Speaking of my mother

At age 16, my mother was kidnapped by the man who would become my father in a brazen night-time abduction involving a horse, a gun, and a funeral.

The man had met the woman a few days before while she walked home from church. He’d stopped his car besides her and asked for her name. Giving the man her name was an invitation—the man asked if he could visit her at her home and talk. She reluctantly said yes. The next day the man showed up to her home and asked her father if he could speak to her. The father said yes, so long as he stayed outside and she stayed inside with the gate to the outside half open. They spoke for a couple of hours. She recalls his face: she didn’t like his face, it was reddish around the cheeks and white around the forehead. She didn’t like where he was from and she hoped he would get tired of standing outside and leave.
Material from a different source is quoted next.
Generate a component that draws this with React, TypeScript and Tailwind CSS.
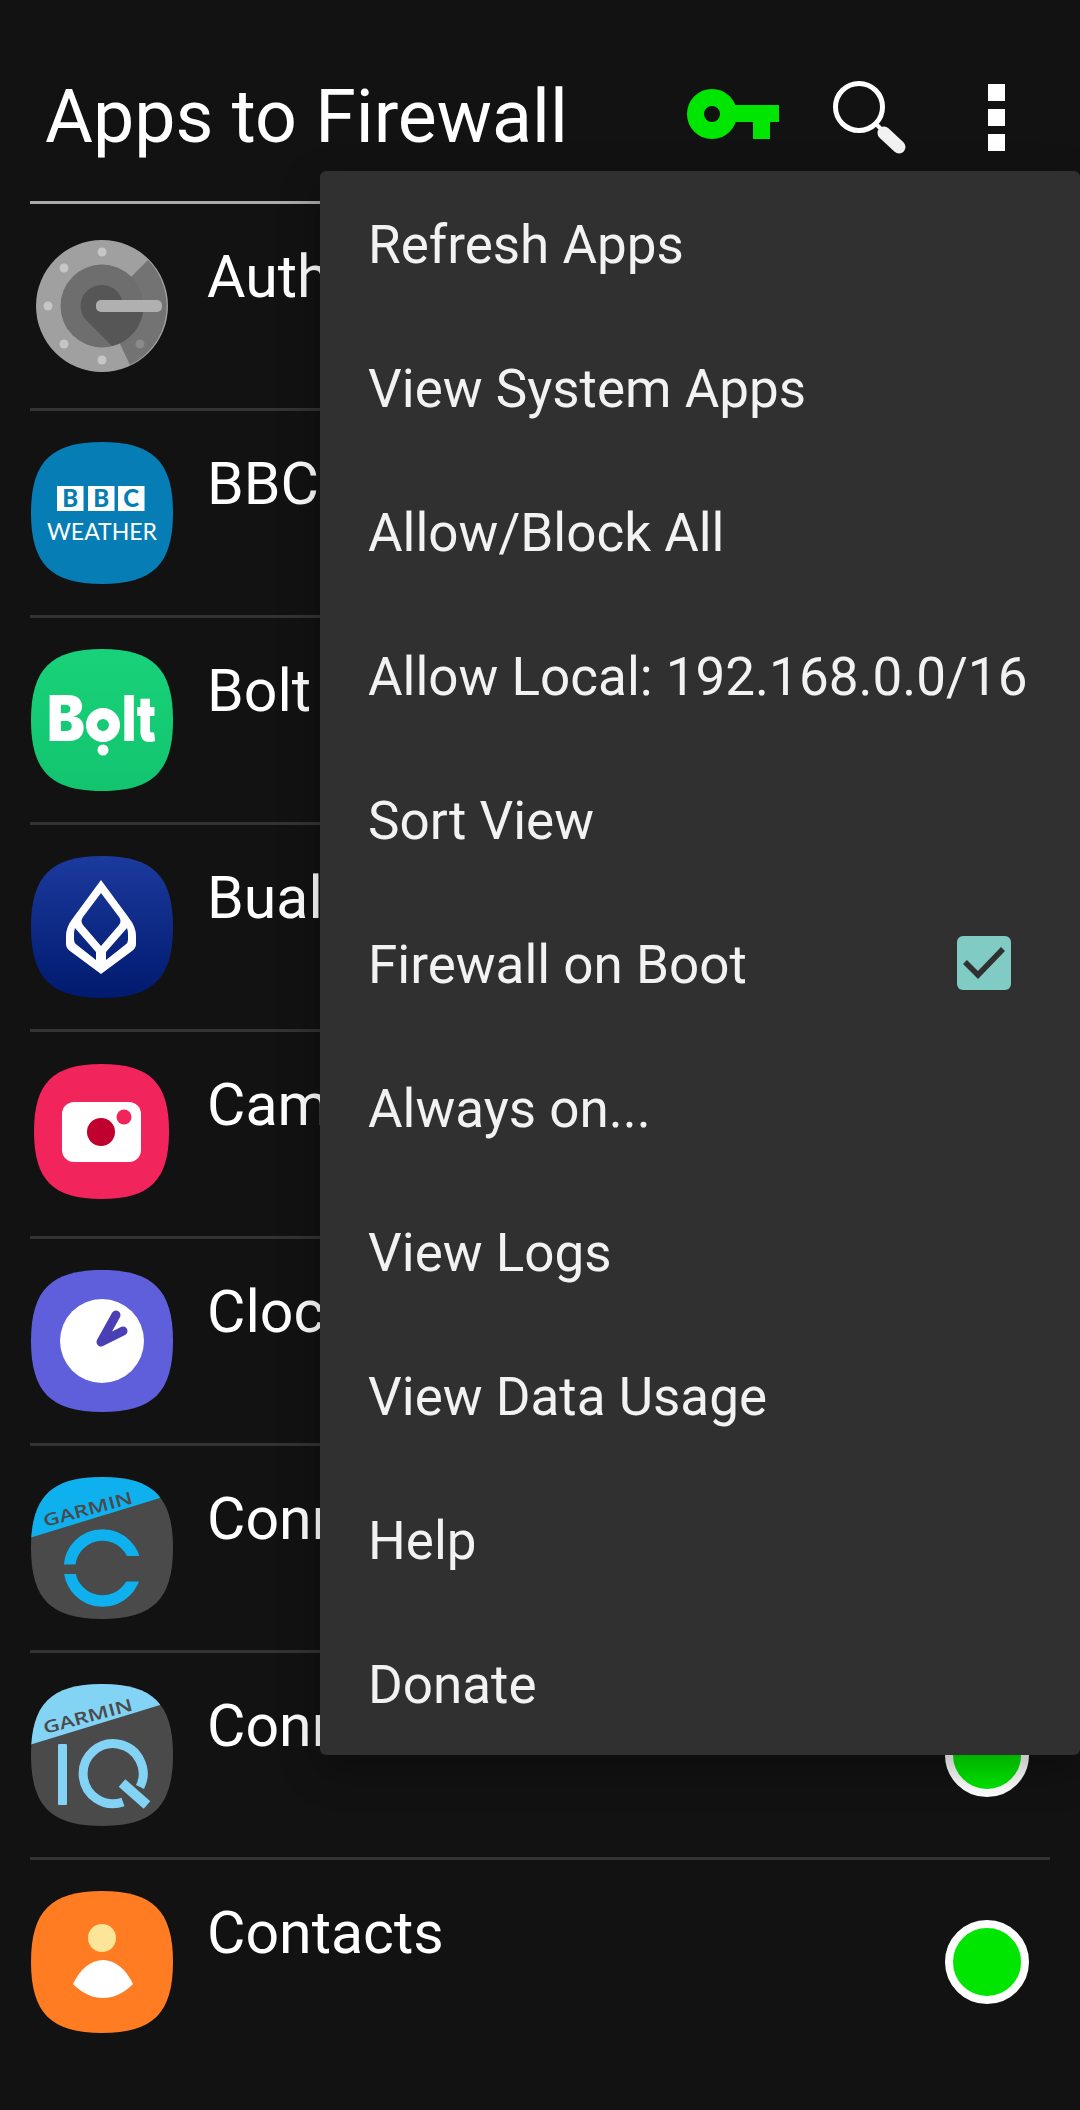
import type { ReactNode } from 'react';

const SQUIRCLE = 'M71 0C122 0 142 20 142 71C142 122 122 142 71 142C20 142 0 122 0 71C0 20 20 0 71 0Z';

function IconBox({ children }: { children: ReactNode }) {
  return (
    <svg viewBox="0 0 142 142" className="w-[142px] h-[142px] shrink-0">
      {children}
    </svg>
  );
}

function AuthIcon() {
  return (
    <IconBox>
      <circle cx="71" cy="71" r="66" fill="#a0a0a0" />
      <path d="M71 71L117 25A66 66 0 0 1 99 130Z" fill="#737373" />
      <circle cx="71" cy="71" r="41.500" fill="#6e6e6e" />
      <path d="M71 50A21 21 0 0 0 55 85L81 111A41 41 0 0 0 112.500 71L92 71A21 21 0 0 0 71 50Z" fill="#565656" />
      <rect x="65" y="65" width="66" height="12" rx="5" fill="#b0b0b0" />
      {[[71, 17], [33, 33], [17, 71], [33, 109], [71, 125]].map(([cx, cy]) => (
        <circle key={`${cx}-${cy}`} cx={cx} cy={cy} r="4.500" fill="#c6c6c6" />
      ))}
      <circle cx="109" cy="109" r="4.500" fill="#8a8a8a" />
    </IconBox>
  );
}

function BbcIcon() {
  return (
    <IconBox>
      <path d={SQUIRCLE} fill="#067db5" />
      {[
        { x: 26, l: 'B' },
        { x: 57, l: 'B' },
        { x: 87, l: 'C' },
      ].map(b => (
        <g key={b.x}>
          <rect x={b.x} y="44" width="26.500" height="25" fill="#fff" />
          <text x={b.x + 13.2} y="65" textAnchor="middle" fontFamily="Lato, sans-serif" fontWeight="900" fontSize="24" fill="#067db5">
            {b.l}
          </text>
        </g>
      ))}
      <text x="16" y="98" textLength="110" lengthAdjust="spacingAndGlyphs" fontFamily="Lato, sans-serif" fontWeight="400" fontSize="23" fill="#fff">
        WEATHER
      </text>
    </IconBox>
  );
}

function BoltIcon() {
  return (
    <IconBox>
      <defs>
        <linearGradient id="boltBg" x1="0" y1="0" x2="0" y2="1">
          <stop offset="0" stopColor="#18d27a" />
          <stop offset="1" stopColor="#13c46f" />
        </linearGradient>
      </defs>
      <path d={SQUIRCLE} fill="url(#boltBg)" />
      <text x="16" y="92" textLength="38" lengthAdjust="spacingAndGlyphs" fontFamily="Inter, sans-serif" fontWeight="900" fontSize="63" fill="#fff">B</text>
      <circle cx="72" cy="76" r="11.500" fill="none" stroke="#fff" strokeWidth="11" />
      <circle cx="72" cy="101" r="5.500" fill="#fff" />
      <text x="91" y="92" textLength="34" lengthAdjust="spacingAndGlyphs" fontFamily="Inter, sans-serif" fontWeight="900" fontSize="63" fill="#fff">lt</text>
    </IconBox>
  );
}

function BualuangIcon() {
  return (
    <IconBox>
      <defs>
        <linearGradient id="bualBg" x1="0" y1="0" x2="0" y2="1">
          <stop offset="0" stopColor="#1c3a9e" />
          <stop offset="1" stopColor="#001a6e" />
        </linearGradient>
      </defs>
      <path d={SQUIRCLE} fill="url(#bualBg)" />
      <path
        fillRule="evenodd"
        fill="#fff"
        d="M70 24L98 62Q105 71 105 80V88Q105 92 101 95L70 118L39 95Q35 92 35 88V80Q35 71 42 62Z
           M70 37L88 61Q91 65 88 69L70 90L52 69Q49 65 52 61Z
           M44 72L65 96V104L46 89Q43 87 43 84V78Q43 75 44 72Z
           M96 72L75 96V104L94 89Q97 87 97 84V78Q97 75 96 72Z"
      />
    </IconBox>
  );
}

function CameraIcon() {
  return (
    <IconBox>
      <path d={SQUIRCLE} transform="translate(3 1) scale(0.951)" fill="#f2245c" />
      <rect x="31" y="39" width="79" height="60" rx="12" fill="#fff" />
      <circle cx="70" cy="69" r="14" fill="#c0002f" />
      <circle cx="93" cy="54" r="7.500" fill="#f2245c" />
    </IconBox>
  );
}

function ClockIcon() {
  return (
    <IconBox>
      <path d={SQUIRCLE} fill="#5f5fdc" />
      <circle cx="71" cy="71" r="42" fill="#fff" />
      <path d="M85 45L70 72L92 61" fill="none" stroke="#4a3fb5" strokeWidth="9" strokeLinecap="round" strokeLinejoin="round" />
    </IconBox>
  );
}

function GarminIcon({ accent, children }: { accent: string; children: ReactNode }) {
  const clipId = `garmin-${accent.slice(1)}`;
  return (
    <IconBox>
      <defs>
        <clipPath id={clipId}>
          <path d={SQUIRCLE} />
        </clipPath>
      </defs>
      <path d={SQUIRCLE} fill="#4a4a4a" />
      <path d="M0 60.500L129 21L129 0L0 0Z" fill={accent} clipPath={`url(#${clipId})`} />
      <text x="14" y="50" transform="rotate(-15 14 50)" textLength="92" lengthAdjust="spacingAndGlyphs" fontFamily="Open Sans, sans-serif" fontWeight="600" fontSize="17" fill="#4a4a4a">
        GARMIN
      </text>
      {children}
    </IconBox>
  );
}

function ConnectRing() {
  return (
    <>
      <defs>
        <clipPath id="ringTop">
          <path d="M0 0H142V79H72V87.500H0Z" />
        </clipPath>
        <clipPath id="ringBottom">
          <path d="M0 97H72V104.500H142V142H0Z" />
        </clipPath>
      </defs>
      <circle cx="71.500" cy="91" r="33" fill="none" stroke="#0fb0ee" strokeWidth="11.500" clipPath="url(#ringTop)" />
      <circle cx="71.500" cy="91" r="33" fill="none" stroke="#0fb0ee" strokeWidth="11.500" clipPath="url(#ringBottom)" />
    </>
  );
}

function ContactsIcon() {
  return (
    <IconBox>
      <path d={SQUIRCLE} fill="#ff7c22" />
      <ellipse cx="71" cy="47" rx="14" ry="14" fill="#fce598" />
      <path d="M42 93C49 78 60 69 72 69C84 69 95 78 102 93C92 103 82 107 72 107C62 107 52 103 42 93Z" fill="#fff" />
    </IconBox>
  );
}

const APPS: { name: string; icon: ReactNode }[] = [
  { name: 'Authenticator', icon: <AuthIcon /> },
  { name: 'BBC Weather', icon: <BbcIcon /> },
  { name: 'Bolt', icon: <BoltIcon /> },
  { name: 'Bualuang mBanking', icon: <BualuangIcon /> },
  { name: 'Camera', icon: <CameraIcon /> },
  { name: 'Clock', icon: <ClockIcon /> },
  {
    name: 'Connect',
    icon: (
      <GarminIcon accent="#0fb0ee">
        <ConnectRing />
      </GarminIcon>
    ),
  },
  {
    name: 'Connect IQ',
    icon: (
      <GarminIcon accent="#83d3f5">
        <rect x="27" y="60" width="9" height="61" rx="1" fill="#83d3f5" />
        <g fill="none" stroke="#83d3f5" strokeWidth="9">
          <path d="M92 118A30 30 0 1 1 109 103" />
          <path d="M91 99L116 121" strokeWidth="10" />
        </g>
      </GarminIcon>
    ),
  },
  { name: 'Contacts', icon: <ContactsIcon /> },
];

const MENU_ITEMS = [
  'Refresh Apps',
  'View System Apps',
  'Allow/Block All',
  'Allow Local: 192.168.0.0/16',
  'Sort View',
  'Firewall on Boot',
  'Always on...',
  'View Logs',
  'View Data Usage',
  'Help',
  'Donate',
];

export default function App() {
  return (
    <div className="relative w-[1080px] h-[2110px] overflow-hidden bg-[#121212] text-white font-['Roboto',sans-serif]">
      {/* Toolbar */}
      <div className="h-[201px] pt-[80px]">
        <div className="flex items-center h-[70px] pl-[45px] pr-[75px]">
          <h1 className="text-[73.5px] leading-[70px] font-normal whitespace-nowrap pt-[3px]">Apps to Firewall</h1>
          <svg viewBox="0 0 92 50" className="ml-auto w-[92px] h-[50px] -mt-[2px]">
            <circle cx="25" cy="25" r="16.500" fill="none" stroke="#00e600" strokeWidth="17" />
            <path d="M40 16H92V33H83V50H66V33H40Z" fill="#00e600" />
          </svg>
          <svg viewBox="0 0 74 73" className="ml-[54px] w-[74px] h-[73px] mt-[5px]">
            <circle cx="26" cy="26" r="23.500" fill="none" stroke="#fff" strokeWidth="5" />
            <path d="M43 43L52 52" stroke="#fff" strokeWidth="4" />
            <path d="M51 52L66 66" stroke="#f2f2f2" strokeWidth="13" strokeLinecap="round" />
          </svg>
          <div className="ml-[81px] flex flex-col gap-[8px] mt-[4px]">
            <div className="w-[17px] h-[17px] bg-white" />
            <div className="w-[17px] h-[17px] bg-white" />
            <div className="w-[17px] h-[17px] bg-white" />
          </div>
        </div>
      </div>

      {/* App list */}
      <div className="mx-[30px] border-t-[3px] border-[#aaaaaa]">
        {APPS.map((app, i) => (
          <div
            key={app.name}
            className={`flex items-start pl-px pr-[21px] ${i < APPS.length - 1 ? 'h-[207px] border-b-[3px] border-[#333333]' : 'h-[204px]'}`}
          >
            <div className="mt-[31px]">{app.icon}</div>
            <div className="ml-[34px] mt-[38px] text-[59px] leading-[70px] whitespace-nowrap">{app.name}</div>
            <div className="ml-auto self-center w-[84px] h-[84px] rounded-full border-[8px] border-white bg-[#00e600]" />
          </div>
        ))}
      </div>

      {/* Overflow menu */}
      <div className="absolute left-[320px] top-[171px] w-[760px] rounded-[6px] bg-[#303030] shadow-[0_14px_40px_rgba(0,0,0,0.3)]">
        {MENU_ITEMS.map(item => (
          <div key={item} className="flex items-center justify-between h-[144px] pl-[48px] pr-[69px] text-[53px] text-[#f2f2f2] whitespace-nowrap">
            <span className="pt-[5px]">{item}</span>
            {item === 'Firewall on Boot' && (
              <div className="w-[54px] h-[54px] rounded-[6px] bg-[#80cbc4]">
                <svg viewBox="0 0 54 54" className="w-[54px] h-[54px]">
                  <path d="M8 26L21 39L46 13" fill="none" stroke="#303030" strokeWidth="5.500" />
                </svg>
              </div>
            )}
          </div>
        ))}
      </div>
    </div>
  );
}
On the second day, he asked her to be his girlfriend, to which she said no. This, of course, and they both knew it, meant that he would try to “take” her—as it was common in those days in the early 1970s (yes, you heard right, the late 20th century!). On the third day, her mother died. The funeral lasted a few days, prayers and arrangements had to be made. On the last day of the wake, she saw him circling about in a black horse. On the day of the burial, while she walked home with her sisters, a car pulled up with 3 or 4 men—all strangers—and told her to get in the car. Her sisters knew what was happening, so they waited for it to end. Two of the men dragged her into the car and took her to my future father’s house, whose family waited for her arrival with food and music.*

A few days after the incident, and after my mother’s father was notified (a moment in the event known as “las pazes”—or the peace), my future mother and my future father were married in a small civil ceremony by a municipal judge. In the presence of that judge he made her one promise: he would take her to el Norte as soon as he could.

*(That this practice was customary does not take away from the terror of that event, which haunted us both for years.)